Give this some time to work out. I think you will be surprised at how it may change a significant portion of the education environment.
#7
Posted 20 January 2012 - 12:53 PM
thinkman, on 20 January 2012 - 12:19 PM, said:
I don't see anything except assertions, insults, and condescension here, not even anecdotes of technology improving outcomes. The point of technology in a classroom of any form should be to have a beneficial effect relative to the price of including technology instead of paying nothing at all or paying for more teachers, more teaching training, or more non-core curriculum enhancement.
Apple's argument is an old one, and that is my criticism. They are bringing nothing new to the table in terms of how they are discussing the problem, and no quantitative information that should be considered before schools shift money or make new expenditures.
It is worthwhile to be skeptical of claims that a new device (a terminal! a desktop! a laptop! an iPad!) will magically improve outcomes. Mr. Schiller was talking specifically about engagement, which is a way to him to imply better results (whether measured in happiness, college entrance rates, absenteeism, or whatever you like) without actually using numbers. Because those numbers don't exist.
This is an entirely separate argument, which I expect you have conflated but cannot tell, from whether computers or tablets deserve a place in the classroom. They absolutely do. Kids have to be presented at an early age with the reality for the rest of their lives. Lower-income families may own little or no computer/mobile technology at home, and schools are the place to at least attempt to level the advantage of children from higher-income families by providing them with a solid understanding of the future in which they will be competing for jobs.
Don't confuse that with whether computer-assisted instruction has a measurably positive benefit. So far, there's very little proof that it does separate from having computers at all. In the SRI meta-study, for instance, reading scores were improved by providing access to computers, but not measurably (in most of the surveyed studies) from adding software-based reading drills.
And I'm afraid my final paragraph wasn't read by your teacher eyes. There are already thousands of useful iPad apps that would aid in teaching concepts in an interactive way that don't have to be folded into a new kind of textbook authoring and licensing. If tomorrow, billionaires gave every kid on the planet an iPad, I would applaud. It would change them profoundly. 30-year-old ideas about multimedia textbooks will not.
#8
Posted 20 January 2012 - 12:55 PM
#9
Posted 20 January 2012 - 12:55 PM
KristineW, on 20 January 2012 - 12:32 PM, said:
Thank you for the thoughtful response.
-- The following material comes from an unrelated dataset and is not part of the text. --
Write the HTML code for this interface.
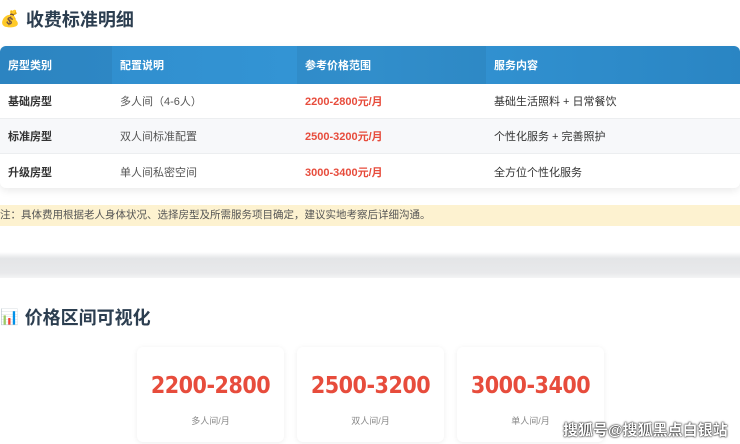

It may not be clear, but I am a fan of using the iPad in education, but not for the arguments that Apple provides about making interactive textbooks.
#10
Posted 20 January 2012 - 12:58 PM
ChopinBlues, on 20 January 2012 - 12:55 PM, said:
I did not compare an Apple II to an iPad. I compared the promises being made about multimedia-enhanced textbooks providing an amorphous and unmeasurable benefit to students 30 years ago and today. The iPad is an immersive and astounding bit of technology, but just like magic hardware doesn't make software suddenly easier or better, neither does have the right delivery platform provide a benefit from a concept unable to prove itself over decades.
Read my final paragraph again. For me, the future of the iPad in education, where I believe it has a place, is in apps that provide specific and useful supplementation.
#11
Posted 20 January 2012 - 01:00 PM
First, textbooks are out of date by the time they are printed. Second, they offer very poor adaption to people of limited disabilities (don't forget them!) There is a huge assortment of braille readers for iPads and iPhones. (http://www.apple.com...le-display.html) Perhaps, something as simple as having it read to them aloud.
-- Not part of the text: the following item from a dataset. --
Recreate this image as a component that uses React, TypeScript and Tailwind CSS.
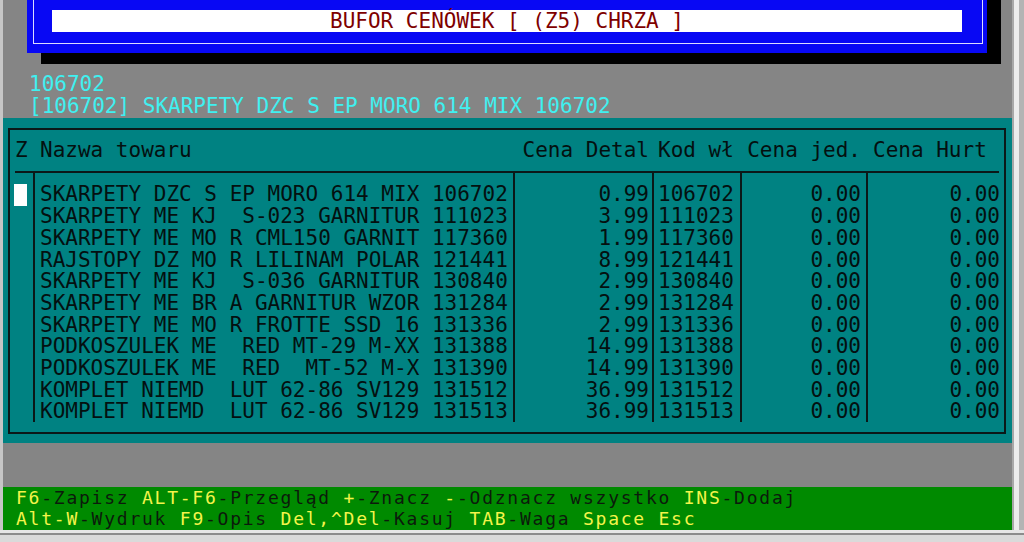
import React from "react";

type Row = {
  name: string;
  detal: string;
  kod: string;
  jed: string;
  hurt: string;
};

const rows: Row[] = [
  { name: "SKARPETY DZC S EP MORO 614 MIX 106702", detal: "0.99", kod: "106702", jed: "0.00", hurt: "0.00" },
  { name: "SKARPETY ME KJ  S-023 GARNITUR 111023", detal: "3.99", kod: "111023", jed: "0.00", hurt: "0.00" },
  { name: "SKARPETY ME MO R CML150 GARNIT 117360", detal: "1.99", kod: "117360", jed: "0.00", hurt: "0.00" },
  { name: "RAJSTOPY DZ MO R LILINAM POLAR 121441", detal: "8.99", kod: "121441", jed: "0.00", hurt: "0.00" },
  { name: "SKARPETY ME KJ  S-036 GARNITUR 130840", detal: "2.99", kod: "130840", jed: "0.00", hurt: "0.00" },
  { name: "SKARPETY ME BR A GARNITUR WZOR 131284", detal: "2.99", kod: "131284", jed: "0.00", hurt: "0.00" },
  { name: "SKARPETY ME MO R FROTTE SSD 16 131336", detal: "2.99", kod: "131336", jed: "0.00", hurt: "0.00" },
  { name: "PODKOSZULEK ME  RED MT-29 M-XX 131388", detal: "14.99", kod: "131388", jed: "0.00", hurt: "0.00" },
  { name: "PODKOSZULEK ME  RED  MT-52 M-X 131390", detal: "14.99", kod: "131390", jed: "0.00", hurt: "0.00" },
  { name: "KOMPLET NIEMD  LUT 62-86 SV129 131512", detal: "36.99", kod: "131512", jed: "0.00", hurt: "0.00" },
  { name: "KOMPLET NIEMD  LUT 62-86 SV129 131513", detal: "36.99", kod: "131513", jed: "0.00", hurt: "0.00" },
];

// key (yellow) + label (dark) pairs for the hint bar
const hints1: [string, string][] = [
  ["F6", "-Zapisz "],
  ["ALT-F6", "-Przegląd "],
  ["+", "-Znacz "],
  ["-", "-Odznacz wszystko "],
  ["INS", "-Dodaj"],
];
const hints2: [string, string][] = [
  ["Alt-W", "-Wydruk "],
  ["F9", "-Opis "],
  ["Del,^Del", "-Kasuj "],
  ["TAB", "-Waga "],
  ["Space Esc", ""],
];

const Cell = ({ children }: { children?: React.ReactNode }) => (
  <div className="h-[21.7px] leading-[25px] whitespace-pre">{children}</div>
);

const HintLine = ({ items }: { items: [string, string][] }) => (
  <div className="h-[21.5px] flex pl-[13px] leading-[21.5px] whitespace-pre text-[18px] tracking-[1.76px]">
    {items.map(([k, l], i) => (
      <React.Fragment key={i}>
        <div className="text-[#f4f44a]">{k}</div>
        {l && <div className="text-[#0c1a0c]">{l}</div>}
      </React.Fragment>
    ))}
  </div>
);

export default function App() {
  return (
    <div className="w-[1024px] h-[542px] overflow-hidden flex flex-col bg-[#d4d4d4] font-['DejaVu_Sans_Mono',monospace] text-[21px]">
      <div className="flex h-[530px]">
        <div className="w-[3px] bg-[#c6c6c6]" />

        <div className="w-[1009px] flex flex-col bg-[#858585]">
          {/* title window */}
          <div className="h-[53px] flex items-end">
            <div className="ml-[24px] w-[960px] h-[73px] shrink-0 bg-[#0808f4] shadow-[14px_11px_0_#000] pl-[6px] pr-[4px] pb-[9px] flex">
              <div className="flex-1 border-x border-b border-[#dcdcff] pt-[30px] pl-[18px] pr-[20px]">
                <div className="h-[22px] bg-white text-center leading-[22px] text-[#7e0000] whitespace-pre">
                  BUFOR CENÓWEK [ (Z5) CHRZA ]
                </div>
              </div>
            </div>
          </div>

          {/* current item info */}
          <div className="mt-[21.3px] pl-[26px] text-[#3ff0f0] leading-[21.7px] whitespace-pre">
            <div className="h-[21.7px]">106702</div>
            <div className="h-[21.7px]">[106702] SKARPETY DZC S EP MORO 614 MIX 106702</div>
          </div>

          {/* table panel */}
          <div className="h-[325px] bg-[#008282] pt-[10px] pl-[5px] pr-[6px] text-[#041010]">
            <div className="h-[306px] border-2 border-[#0b1818] flex flex-col">
              {/* header */}
              <div className="h-[41px] pt-[9px] flex leading-[23px] whitespace-pre">
                <div className="w-[23px] pl-[5px]">Z</div>
                <div className="w-[480px] pl-[7px]">Nazwa towaru</div>
                <div className="w-[139px] pr-[3px] text-right">Cena Detal</div>
                <div className="w-[88px] pl-[6px]">Kod wł</div>
                <div className="w-[126px] pr-[5px] text-right">Cena jed.</div>
                <div className="flex-1 pl-[7px]">Cena Hurt</div>
              </div>
              <div className="h-[2px] ml-[5px] mr-[5px] bg-[#0b1818]" />

              {/* body */}
              <div className="flex h-[249px]">
                <div className="w-[23px] pt-[10px]">
                  <div className="ml-[4px] mt-[1px] w-[13px] h-[22px] bg-white" />
                </div>
                <div className="w-[480px] border-l-2 border-[#0b1818] pt-[9.8px] pl-[5px]">
                  {rows.map((r) => (
                    <Cell key={r.kod}>{r.name}</Cell>
                  ))}
                </div>
                <div className="w-[139px] border-l-2 border-[#0b1818] pt-[9.8px] pr-[3px] text-right">
                  {rows.map((r) => (
                    <Cell key={r.kod}>{r.detal}</Cell>
                  ))}
                </div>
                <div className="w-[88px] border-l-2 border-[#0b1818] pt-[9.8px] pl-[4px]">
                  {rows.map((r) => (
                    <Cell key={r.kod}>{r.kod}</Cell>
                  ))}
                </div>
                <div className="w-[126px] border-l-2 border-[#0b1818] pt-[9.8px] pr-[5px] text-right">
                  {rows.map((r) => (
                    <Cell key={r.kod}>{r.jed}</Cell>
                  ))}
                </div>
                <div className="flex-1 border-l-2 border-[#0b1818] pt-[9.8px] pr-[4px] text-right">
                  {rows.map((r) => (
                    <Cell key={r.kod}>{r.hurt}</Cell>
                  ))}
                </div>
              </div>
            </div>
          </div>

          <div className="h-[44px]" />

          {/* hint bar */}
          <div className="h-[43px] bg-[#008a00]">
            <HintLine items={hints1} />
            <HintLine items={hints2} />
          </div>
        </div>

        {/* window frame, right */}
        <div className="w-[12px] flex">
          <div className="w-[2px] bg-[#a8a8a8]" />
          <div className="w-[5px] bg-[#ececec]" />
          <div className="flex-1 bg-[#b4b4b4]" />
        </div>
      </div>

      {/* window frame, bottom */}
      <div className="h-[12px] flex flex-col">
        <div className="h-[3px] bg-[#e6e6e6]" />
        <div className="h-[2px] bg-[#8c8c8c]" />
        <div className="flex-1 bg-[#dadada]" />
      </div>
    </div>
  );
}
We must push forward. It may not be perfect and the costs rather high, but (if you missed the beginning of Apple's keynote) the US is doing a terrible job of educating our kids. Can we not afford to have smart kids? ...Can we not afford to give our kids the best future possible?
This post has been edited by Jason Snell: 20 January 2012 - 01:49 PM
Reason for edit: Don't make it personal.
#12
Posted 20 January 2012 - 01:03 PM
thinkman, on 20 January 2012 - 12:19 PM, said:
I'm an educator. I've been teaching young people for 15 years, and this article makes excellent points. Mr. Fleishman also cites an interesting study and article to back up his argument. So hopefully you're not shocked someone with a background in education appreciates and agrees with many of the points in this article. I do appreciate Apple's efforts, as does Mr. Fleishman, but he is making the point that evidence is lacking that the interactivity and portability will in and of itself change the results of student learning in a significant way.
#13
Posted 20 January 2012 - 01:07 PM
Aryugaetu, on 20 January 2012 - 01:00 PM, said:
There's a difference between using a portable immersive device to new ends, and the line Apple was selling about interactive digital textbooks. As I note in my article, decades of research have already shot down "brilliant" ideas: they've been tested and found wanting.
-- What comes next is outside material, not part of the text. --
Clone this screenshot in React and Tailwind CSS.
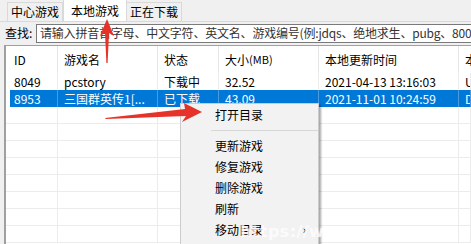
import React from 'react';

const cols = 'grid grid-cols-[52px_100px_61px_100px_140px_1fr]';

const rows = [
  ['8049', 'pcstory', '下载中', '32.52', '2021-04-13 13:16:03', 'U'],
  ['8953', '三国群英传1[...', '已下载', '43.09', '2021-11-01 10:24:59', 'D'],
];

function Cell({ children, sel, first }) {
  let cls = 'border-[#ececec] pl-[6px]';
  if (sel) cls = 'border-[#4a9be0] bg-[#0078d7] text-white pl-[6px]';
  if (first) cls = sel ? 'border-[#4a9be0] border-l-[4px] border-l-white bg-[#0078d7] text-white pl-[4px]' : 'border-[#ececec] pl-[8px]';
  return (
    <div className={`h-[17px] overflow-hidden whitespace-nowrap border-r leading-[17px] ${cls}`}>
      {children}
    </div>
  );
}

export default function App() {
  return (
    <div className="relative h-[244px] w-[471px] overflow-hidden bg-[#f0f0f0] font-['Noto_Sans_CJK_SC',sans-serif] text-[12px] text-black">
      {/* tabs */}
      <div className="flex h-[22px] items-end border-b border-[#d9d9d9] pl-[7px]">
        <div className="flex h-[19px] w-[56px] items-center justify-center border border-b-0 border-[#d9d9d9] bg-[#f0f0f0]">
          中心游戏
        </div>
        <div className="flex h-[22px] w-[64px] items-center justify-center border border-b-0 border-[#d9d9d9] bg-white">
          本地游戏
        </div>
        <div className="flex h-[19px] w-[55px] items-center justify-center border border-b-0 border-l-0 border-[#d9d9d9] bg-[#f0f0f0]">
          正在下载
        </div>
      </div>

      {/* search */}
      <div className="flex h-[22px] items-center pl-[5px]">
        <span className="w-[31px]">查找:</span>
        <div className="flex h-[19px] flex-1 items-center overflow-hidden whitespace-nowrap border border-r-0 border-[#7a7a7a] bg-white pl-[3px] tracking-[-0.2px] text-[#333]">
          请输入拼音首字母、中文字符、英文名、游戏编号(例:jdqs、绝地求生、pubg、8000
        </div>
      </div>

      {/* table */}
      <div className="ml-[4px] mt-px h-[200px] border-l-2 border-t border-[#a0a0a0] bg-white">
        <div className={`${cols} h-[27px] items-center`}>
          {['ID', '游戏名', '状态', '大小(MB)', '本地更新时间', '本'].map((h, i) => (
            <div
              key={h}
              className={`flex h-full items-center whitespace-nowrap border-r border-[#e5e5e5] ${
                i === 0 ? 'pl-[8px]' : 'pl-[6px]'
              }`}
            >
              {h === '大小(MB)' ? (
                <>
                  大小<span className="text-[11px]">(MB)</span>
                </>
              ) : (
                h
              )}
            </div>
          ))}
        </div>
        {rows.map((r, ri) => (
          <div key={r[0]} className={cols}>
            {r.map((c, i) => (
              <Cell key={i} sel={ri === 1} first={i === 0}>
                {c}
              </Cell>
            ))}
          </div>
        ))}
        {Array.from({ length: 8 }).map((_, i) => (
          <div key={i} className={`${cols} border-b border-[#ececec]`}>
            {Array.from({ length: 6 }).map((__, j) => (
              <div key={j} className="h-[16px] border-r border-[#ececec]" />
            ))}
          </div>
        ))}
      </div>

      {/* context menu */}
      <div className="absolute left-[180px] top-[103px] w-[139px] border border-[#cccccc] bg-[#f2f2f2] pb-[20px] shadow-[2px_2px_2px_rgba(0,0,0,0.35)]">
        <div className="flex h-[21px] items-center pl-[34px]">打开目录</div>
        <div className="flex h-[10px] items-center pl-[30px]">
          <div className="h-px w-full bg-[#d7d7d7]" />
        </div>
        {['更新游戏', '修复游戏', '删除游戏', '刷新'].map((t) => (
          <div key={t} className="flex h-[21px] items-center pl-[34px]">
            {t}
          </div>
        ))}
        <div className="flex h-[21px] items-center justify-between pl-[34px] pr-[12px]">
          <span>移动目录</span>
          <span className="text-[11px]">›</span>
        </div>
      </div>

      {/* watermark */}
      <div className="pointer-events-none absolute left-[240px] top-[220px] font-['DejaVu_Sans',sans-serif] text-[16px] font-bold tracking-wide text-white/75">
        https://www
      </div>

      {/* red arrows */}
      <svg className="pointer-events-none absolute inset-0" width="471" height="244">
        <polygon points="107,19 114,36 109,33 107.6,63 106.4,63 105,33 100,36" fill="#e5332a" />
        <polygon points="202,112 182,122 186,116 106,119 105,118 185,109 184,103" fill="#e5332a" />
      </svg>
    </div>
  );
}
I fully support the use of technology in the classroom, but it must come from the notion of looking back at what works and building on it, while also rethinking what needs to be done. As the New York Times noted in the article I cite, technologists tend to push hardware first without having a plan as to what to do with it.
#14
Posted 20 January 2012 - 01:13 PM
I had a magnificent experience when I was at the Gutemberg's Museum at Mainz/Maguncia en Germany.
Sitting side to side there were a hand-copied Bible and a Gutemberg's Bible.
You almost cannot note the difference, except that the G's has full justified text.
Gutemberg took a costly object (the hand copied Bible) and made it cheaper, allowing more people to get it.
The printing and publishing evolved.
Maybe this is the moment in textbooks' history in which we took what there is and make it cheaper... then evolution will come.